German researchers have discovered one in three people feel less satisfied with their lives after perusing Facebook.

Two studies, conducted jointly by two German universities, also revealed people who don’t post at all but read their friends’ posts are more prone to negative emotions.

“We were surprised by how many people have a negative experience from Facebook with envy leaving them feeling lonely, frustrated or angry,” researcher Hanna Krasnova from the Institute of Information Systems at Berlin’s Humboldt University told Reuters.

The most common cause of envy or bitterness? Vacation photos. Looking at holiday pictures, researchers found, caused more than half of all jealousy incidents.

Second on the envy list was social interaction. Users seeing friends receive more birthday wishes or more likes or comments on posts and photos also roused the green-eyed monster.

The report, ‘Envy on Facebook: A Hidden Threat to Users’ Life Satisfaction?’ also described users in their 30s as more prone to envy family happiness, while women were apt to resent physical attractiveness.

Feelings of envy drive male users to brag about accomplishments on the social networking site while women seem more compelled to put emphasis on their looks and social lives.

The findings may not bode well for Facebook,

“From a provider’s perspective, our findings signal that users frequently perceive Facebook as a stressful environment, which may, in the long-run, endanger platform sustainability,” the researchers concluded.
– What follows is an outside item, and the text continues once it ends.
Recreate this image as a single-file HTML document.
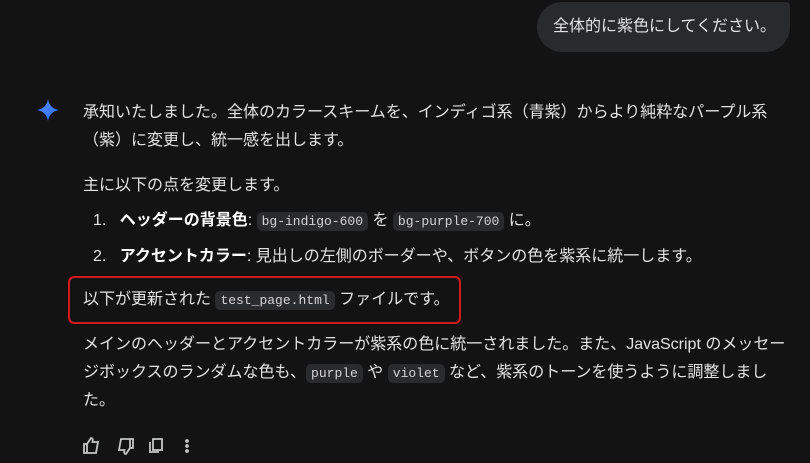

The findings were based on a survey of 600 people in Germany. The two studies are to be presented at a press conference next month.

 

4 Responses to “Facebook Raises the Green-Eyed Monster

    This is very thought provoking, but there will have to be a larger study group before anyone takes it seriously.

    social media has become a very important part of our life, nowadays i see even elderly people hooked to facebook. Therefore this study is not surprising to me.

    No surprise, the consequences of over-sharing. I suspect more Facebook-user actions not listed here are leading to the same emotions. I doubt if it actually will endanger long-run platform sustainability though.

    avatar David Sorensen says:

    This is exactly our experience and that of many others we have heard. Although Facebook can be good for some people, we find it can bring tremendous unrest and tension. It can cause a lot of relational stress. We have seen it destroy social lives instead of improve them. Logical: it has never been designed to improve social life but to bring in money for the designers.